8.1 Where the Company is not the manufacturer or developer of any Goods or Software, the Company shall endeavor to transfer to the Client the benefit of any warranty or guarantee given to the Company but shall otherwise give no warranty in relation to such Goods or Software.
9. LIMITATION OF LIABILITY
9.1 Subject to condition 6, condition 7 and condition 8 the Company’s total liability in contract, tort (including negligence or breach of statutory duty), misrepresentation, restitution or otherwise, arising in connection with the performance or contemplated performance of the Contract shall be limited to the Contract price; and (b) the Company shall not be liable to the Client for loss of profit, loss of business, loss of given data, or depletion of goodwill in each case whether direct, indirect or consequential, or any claims for consequential compensation whatsoever (howsoever caused) which arise out of or in connection with the Contract.
10.1 Without prejudice to any rights that have accrued under this Contract or any other rights or remedies, the company has the sole right to cancel any agreement before its validity expires, in the case of the customer breaching the conditions of use, if requested by official bodies & authorities, or for any benefit of the company, and in this case, the Company will submit written notice to the Client at least one month in advance. The Client can request cancellation of the deal at any time by submitting a month in advance notice the Company, in addition to all the dues payments, withdrawing the claim to any advanced payments.
11.1 The Client shall not be entitled to assign the Contract or any part of it without the prior written consent of the Company.
11.2 Each right or remedy of the Company under the Contract is without prejudice to any other right or remedy of the Company whether under the Contract or not.
12. SHARED SYSTEM RESOUCES USAGE
12.1 In the event that the Client’s account is shared with any other clients within the system resources, such as data processing, memory, and network resources, all above shall share equal ownership of the rights on the basis of the type of the paid subscription. By this, the Company will inform the Client to choose between either subscription upgrade, or reduce usage of the
system resources to an acceptable limit.
12.2 Aquad Scripts programs of all kinds (GI/PHP/ASP Scripts) can be used by the shared website at service only, and in the event of the above harmfully influenced hardware or network performance, those programs will be terminated without any prior notice. Furthermore, it is not permitted to install chat software randomly on the hosting servers of Microvera Ltd, but it can be provided within the Company’s services with or without Java scripts.
12.3 Programs as (IRC bots), (eggdrop), (BitchX), (XiRcon) or any other program that may conflict with the Service Computers tasks, are not permitted. However, a special part of the control panel will be devoted to manage those activities in a well-organized method that will not inflict harm on the network or the services’ computers.
12.4 In shared hosting accounts, Traffic rate should be distributed in the given service on a timely basis that shall not exceed twenty percent 20% per month. In the event of using the whole permitted traffic level, which is totally forbidden, the Client must notify the Company in order to take the needed arrangements.
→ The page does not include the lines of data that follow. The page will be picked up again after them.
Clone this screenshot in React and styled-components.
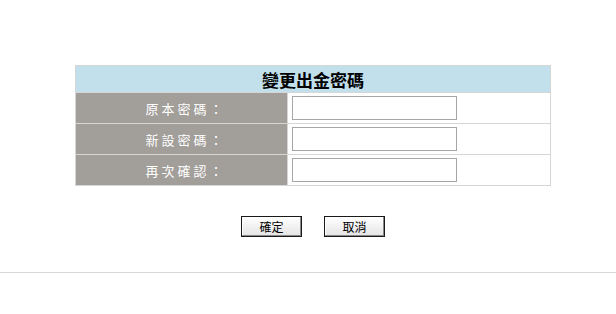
import React from "react";
import styled, { createGlobalStyle } from "styled-components";

const Global = createGlobalStyle`
  html, body { margin: 0; padding: 0; background: #ffffff; }
  body { font-family: "Noto Sans CJK TC", "Noto Sans", sans-serif; }
`;

const Page = styled.div`
  width: 616px;
  padding-top: 65px;
`;

const Form = styled.div`
  margin-left: 75px;
  width: 474px;
  display: grid;
  grid-template-columns: 211px 1fr;
  grid-template-rows: 26px repeat(3, 30px);
  gap: 1px;
  padding: 1px;
  background: #d6d6d6;
`;

const Title = styled.div`
  grid-column: 1 / -1;
  background: #c2e0ec;
  display: flex;
  align-items: center;
  justify-content: center;
  font-size: 17px;
  font-weight: bold;
  color: #000;
  line-height: 1;
`;

const Label = styled.div`
  background: #a29e9a;
  color: #ffffff;
  font-size: 13px;
  letter-spacing: 3px;
  display: flex;
  align-items: center;
  justify-content: center;
  padding-left: 8px;
`;

const Field = styled.div`
  background: #ffffff;
  display: flex;
  align-items: center;
  padding-left: 4px;
`;

const Input = styled.input`
  box-sizing: border-box;
  width: 165px;
  height: 24px;
  border: 1px solid #a6a6a6;
  margin: 0;
  padding: 0 3px;
  outline: none;
  background: #fff;
`;

const Actions = styled.div`
  display: flex;
  justify-content: center;
  gap: 22px;
  margin-top: 30px;
  padding-left: 10px;
`;

const Button = styled.button`
  box-sizing: border-box;
  width: 61px;
  height: 21px;
  padding: 0;
  margin: 0;
  font-family: "Noto Sans CJK TC", sans-serif;
  font-size: 12px;
  line-height: 1;
  color: #000;
  background: linear-gradient(#ffffff, #e4e4e4);
  border: 1px solid #1a1a1a;
  box-shadow: inset -1px -1px 0 #8a8a8a, inset 1px 1px 0 #ffffff;
`;

const Rule = styled.hr`
  margin: 35px 0 0 0;
  border: 0;
  border-top: 1px solid #d8d8d8;
  height: 0;
`;

const fields = ["原本密碼：", "新設密碼：", "再次確認："];

export default function App() {
  return (
    <Page>
      <Global />
      <Form>
        <Title>變更出金密碼</Title>
        {fields.map((f) => (
          <React.Fragment key={f}>
            <Label>{f}</Label>
            <Field>
              <Input type="password" />
            </Field>
          </React.Fragment>
        ))}
      </Form>
      <Actions>
        <Button>確定</Button>
        <Button>取消</Button>
      </Actions>
      <Rule />
    </Page>
  );
}
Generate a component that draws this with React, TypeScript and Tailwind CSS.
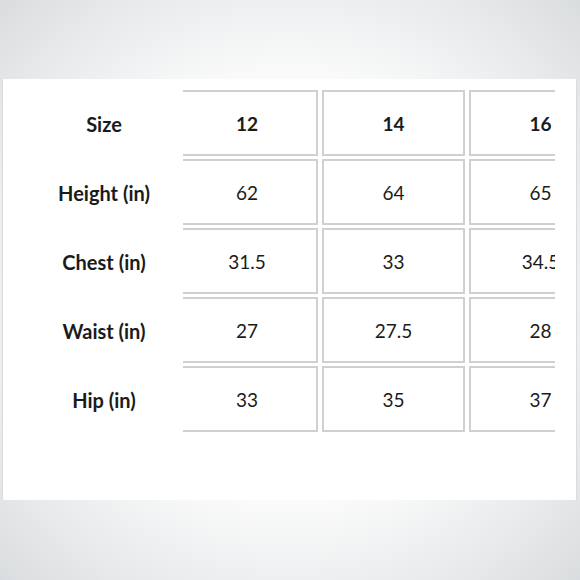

13. THE NETWORK & SYSTEM SECUIRTY
13.1 Any trial to discover any information related to the security of any component of this network, programs, or computers, including, but not limited to: the attempt without any written permission to access, use, tap or search for any components or information, move or hide some of the network security data or the usage permissions, to interfere in the services of any user, computer, or network, contact the servicing computers with the intention to penetrate or spy on the connected networks directly or indirectly, try to skip the users’ identification programs, the network or services’ security, follow the security program of any network, or to target any other systems, will be considered a violation for this deal, and it will be treated as an attempt to penetrate the network security and its programs.
13.2 Spam must be of minimum use, and shall be forbidden in the case of violation of common laws, the Company’s Network, or mail receivers.
14.1 All communications between the parties about the Contract shall be in writing and delivered by hand or sent by pre-paid first class post or sent by fax or email to the registered office or the trading address of the receiving party or to such other address or by such other means as shall be notified by the receiving party to the other.
15. Cancellation of subscriptions
A subscription can be cancelled at any time by the customer. Since the subscription period lasts for 12 months and is automatically prolonged 30 days before the end of each 12-month period, a cancellation must be received by Microvera.com 30 days before the 12-month subscription period, at the latest. The unused portion of any advance payment will not be refunded. If the cancellation is not sent to Microvera.com in time, the customer is obliged to pay the subscription fee for the following 12-month period. Cancellation is possible by contacting the Microvera.com Support via e-mail. When Microvera.com has received a cancellation, the customer will be notified by email regarding the cancellation from Microvera.com. If Microvera.com chooses to terminate specific subscription types or special services, Microvera.com may cancel a subscription with one month’s notice. The subscription must in no way be used to gain unauthorized access to systems connected to the Internet. If any such activities or criminal acts come to the notice of Microvera.com, regardless of the country the laws of which underlie the violation, the subscription will be immediately terminated and Microvera.com reserves the right to pass on all relevant information to the relevant authorities. Microvera.com also has the right to annul a subscription without notice with immediate effect and without compensation or reimbursement of any kind if the customer does not abide by these Terms and Conditions, if a party wastes or abuses resources available on the Internet, disrupts the functionality of the Internet, infringes netiquette valid at any given moment, e.g. by passing on information about other people’s private affairs or in other ways inconveniencing other users of the Internet. Data from homepages and mail systems will generally be deleted seven days after termination of a subscription.